Vatican recognizes state of Palestine in new treaty

VATICAN CITY – The Vatican officially recognized the state of Palestine in a new treaty finalized Wednesday. The treaty, which deals with the activities of the Catholic Church in Palestinian territory, makes clear that the Holy See has advanced its diplomatic recognition from the Palestine Liberation Organization to the state of Palestine itself.

While the Vatican’s action is basically symbolic, a New York Times report calls it “significant,” saying it “lends a powerful signal of moral authority and legitimacy to the efforts by the Palestinian Authority’s president, Mahmoud Abbas, to achieve statehood despite the long paralyzed Israeli-Palestinian peace process.”

The Vatican previously welcomed the decision by the United Nations General Assembly in 2012 to recognize a Palestinian state. But the new treaty is the first legal document negotiated between the Holy See and the Palestinian state and constitutes official diplomatic recognition.

“Yes, it’s a recognition that the state exists,” said the Vatican spokesman, the Rev. Federico Lombardi.

The treaty was finalized days before President Abbas visits Pope Francis at the Vatican. Abbas is heading to Rome to attend Francis’ canonization Sunday of two new saints from the Holy Land.

“This is a very important recognition as the Vatican has a very important political status that stems from its spiritual status,” said Abbas’ senior aide, Nabil Shaath. “We expect more EU countries to follow.”

Hanna Amireh, head of the Palestinian Presidential Committee on Church Affairs, told the Times that the treaty broadly covered the Vatican’s interests in the West Bank, East Jerusalem and the Gaza Strip, including the status of churches and church courts and taxes on church charities, institutions and lands, and other cultural and diplomatic matters. He said the treaty had been under negotiation for about a year.

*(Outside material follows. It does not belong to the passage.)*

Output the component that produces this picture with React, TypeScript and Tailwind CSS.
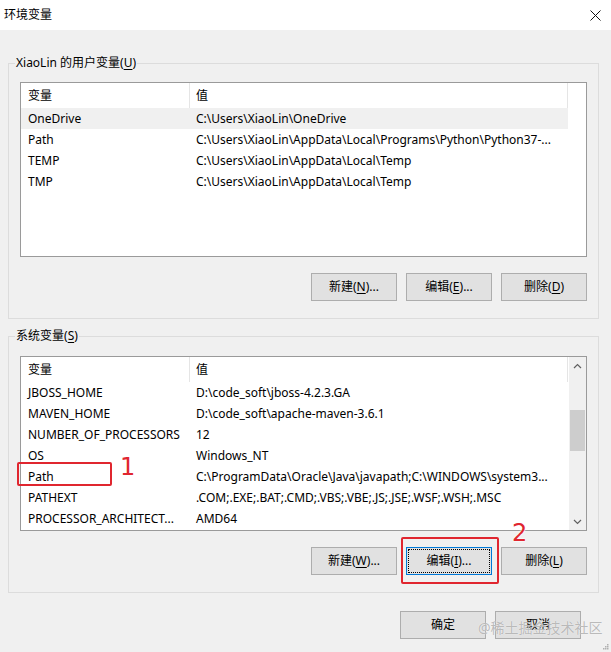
const font = "font-['Noto_Sans','Noto_Sans_CJK_SC',sans-serif]"

const userVars: [string, string][] = [
  ['OneDrive', 'C:\\Users\\XiaoLin\\OneDrive'],
  ['Path', 'C:\\Users\\XiaoLin\\AppData\\Local\\Programs\\Python\\Python37-...'],
  ['TEMP', 'C:\\Users\\XiaoLin\\AppData\\Local\\Temp'],
  ['TMP', 'C:\\Users\\XiaoLin\\AppData\\Local\\Temp'],
]

const systemVars: [string, string][] = [
  ['JBOSS_HOME', 'D:\\code_soft\\jboss-4.2.3.GA'],
  ['MAVEN_HOME', 'D:\\code_soft\\apache-maven-3.6.1'],
  ['NUMBER_OF_PROCESSORS', '12'],
  ['OS', 'Windows_NT'],
  ['Path', 'C:\\ProgramData\\Oracle\\Java\\javapath;C:\\WINDOWS\\system3...'],
  ['PATHEXT', '.COM;.EXE;.BAT;.CMD;.VBS;.VBE;.JS;.JSE;.WSF;.WSH;.MSC'],
  ['PROCESSOR_ARCHITECT...', 'AMD64'],
]

function Key({ label, k, tail = '' }: { label: string; k: string; tail?: string }) {
  return (
    <>
      {label}(<span className="underline underline-offset-2">{k}</span>){tail}
    </>
  )
}

function WinButton({ children, focused = false }: { children: React.ReactNode; focused?: boolean }) {
  return (
    <button
      type="button"
      className={[
        'flex h-[28px] w-[86px] items-center justify-center border bg-[#e1e1e1] text-[12px] text-black',
        focused
          ? 'border-[#0078d7] outline-1 outline-offset-[-3px] outline-dotted outline-black'
          : 'border-[#adadad]',
      ].join(' ')}
    >
      {children}
    </button>
  )
}

function VarList({
  rows,
  selected,
  scroll = false,
}: {
  rows: [string, string][]
  selected?: number
  scroll?: boolean
}) {
  return (
    <div className="flex h-[175px] border border-[#9a9a9a] bg-white">
      <div className="flex w-[547px] flex-col">
        <div className="flex h-[25px] items-center">
          <div className="flex h-full w-[169px] items-center border-r border-[#e5e5e5] pl-[7px]">变量</div>
          <div className="flex h-full w-[378px] items-center border-r border-[#e5e5e5] pl-[6px]">值</div>
        </div>
        {rows.map(([name, value], i) => (
          <div
            key={name + i}
            className={[
              'flex h-[21px] items-center whitespace-nowrap',
              i === selected ? 'bg-[#f0f0f0]' : '',
            ].join(' ')}
          >
            <div className="w-[169px] overflow-hidden pl-[7px]">{name}</div>
            <div className="w-[378px] overflow-hidden pl-[6px]">{value}</div>
          </div>
        ))}
      </div>
      {scroll ? (
        <div className="ml-auto flex w-[17px] flex-col items-center bg-[#f0f0f0]">
          <div className="flex h-[17px] w-full items-center justify-center">
            <svg width="9" height="6" viewBox="0 0 9 6">
              <polyline points="1,5 4.5,1.5 8,5" fill="none" stroke="#606060" strokeWidth="1.2" />
            </svg>
          </div>
          <div className="mt-[36px] h-[41px] w-[15px] bg-[#cdcdcd]" />
          <div className="mt-auto flex h-[17px] w-full items-center justify-center">
            <svg width="9" height="6" viewBox="0 0 9 6">
              <polyline points="1,1 4.5,4.5 8,1" fill="none" stroke="#606060" strokeWidth="1.2" />
            </svg>
          </div>
        </div>
      ) : null}
    </div>
  )
}

function Group({ legend, children }: { legend: React.ReactNode; children: React.ReactNode }) {
  return (
    <fieldset className="border border-[#dcdcdc] px-[11px] pb-[17px]">
      <legend className="ml-[-5px] px-[1px] text-[12px] leading-4">{legend}</legend>
      {children}
    </fieldset>
  )
}

function Marker({ n }: { n: string }) {
  return (
    <span className="font-['DejaVu_Sans',sans-serif] text-[24px] leading-none text-[#e0262f] [text-shadow:0_0_2px_#fff,0_0_2px_#fff]">
      {n}
    </span>
  )
}

export default function App() {
  return (
    <div className={`relative flex h-[652px] w-[611px] flex-col overflow-hidden bg-[#f0f0f0] text-[12px] text-black ${font}`}>
      <div className="flex h-[30px] shrink-0 items-center justify-between bg-white pl-[4px] pr-[10px]">
        <span>环境变量</span>
        <svg width="11" height="11" viewBox="0 0 11 11">
          <path d="M0.5 0.5 L10.5 10.5 M10.5 0.5 L0.5 10.5" stroke="#111" strokeWidth="1" />
        </svg>
      </div>

      <div className="flex flex-col pl-[8px] pr-[12px] pt-[25px]">
        <Group legend={<Key label="XiaoLin 的用户变量" k="U" />}>
          <div className="mt-[11px]">
            <VarList rows={userVars} selected={0} />
          </div>
          <div className="mt-[16px] flex justify-end gap-[9px]">
            <WinButton><Key label="新建" k="N" tail="..." /></WinButton>
            <WinButton><Key label="编辑" k="E" tail="..." /></WinButton>
            <WinButton><Key label="删除" k="D" /></WinButton>
          </div>
        </Group>

        <div className="mt-[9px]">
          <Group legend={<Key label="系统变量" k="S" />}>
            <div className="mt-[12px]">
              <VarList rows={systemVars} scroll />
            </div>
            <div className="mt-[16px] flex justify-end gap-[9px]">
              <WinButton><Key label="新建" k="W" tail="..." /></WinButton>
              <WinButton focused><Key label="编辑" k="I" tail="..." /></WinButton>
              <WinButton><Key label="删除" k="L" /></WinButton>
            </div>
          </Group>
        </div>
      </div>

      <div className="mt-[18px] flex justify-end gap-[9px] pr-[30px]">
        <WinButton>确定</WinButton>
        <WinButton>取消</WinButton>
      </div>

      {/* annotations */}
      <div className="absolute left-[17px] top-[462px] h-[24px] w-[95px] rounded-[2px] border-2 border-[#e0262f]" />
      <div className="absolute left-[120px] top-[455px]"><Marker n="1" /></div>
      <div className="absolute left-[401px] top-[537px] h-[47px] w-[98px] rounded-[2px] border-2 border-[#e0262f]" />
      <div className="absolute left-[512px] top-[521px]"><Marker n="2" /></div>

      <div className="absolute left-[478px] top-[617px] text-[14px] text-[#a8a8a8]/80 [text-shadow:0_0_1px_#fff]">
        @稀土掘金技术社区
      </div>

      <svg className="absolute bottom-[2px] right-[2px]" width="6" height="6" viewBox="0 0 6 6">
        <rect x="4" y="0" width="1.5" height="1.5" fill="#b0b0b0" />
        <rect x="2" y="2" width="1.5" height="1.5" fill="#b0b0b0" />
        <rect x="4" y="2" width="1.5" height="1.5" fill="#b0b0b0" />
        <rect x="0" y="4" width="1.5" height="1.5" fill="#b0b0b0" />
        <rect x="2" y="4" width="1.5" height="1.5" fill="#b0b0b0" />
        <rect x="4" y="4" width="1.5" height="1.5" fill="#b0b0b0" />
      </svg>
    </div>
  )
}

“The Vatican is the spiritual capital of the Catholics, and they are recognizing Palestine, that’s the chief importance,” said Amireh, who is also a leader of the Palestinian People’s Party and a member of the Palestine Liberation Organization’s executive committee. He added that the move counters an image of Palestinians as militants or terrorists, calling it a “recognition of the Palestinian character that has a clear message for coexistence and peace.”

The Vatican has been referring unofficially to the state of Palestine for at least a year.

During Pope Francis’ 2014 visit to the Holy Land, the Vatican’s official program referred to Abbas as the president of the “state of Palestine.”

The Vatican’s foreign minister, Monsignor Antoine Camilleri, acknowledged the change in status, but said the shift was simply in line with the Holy See’s position.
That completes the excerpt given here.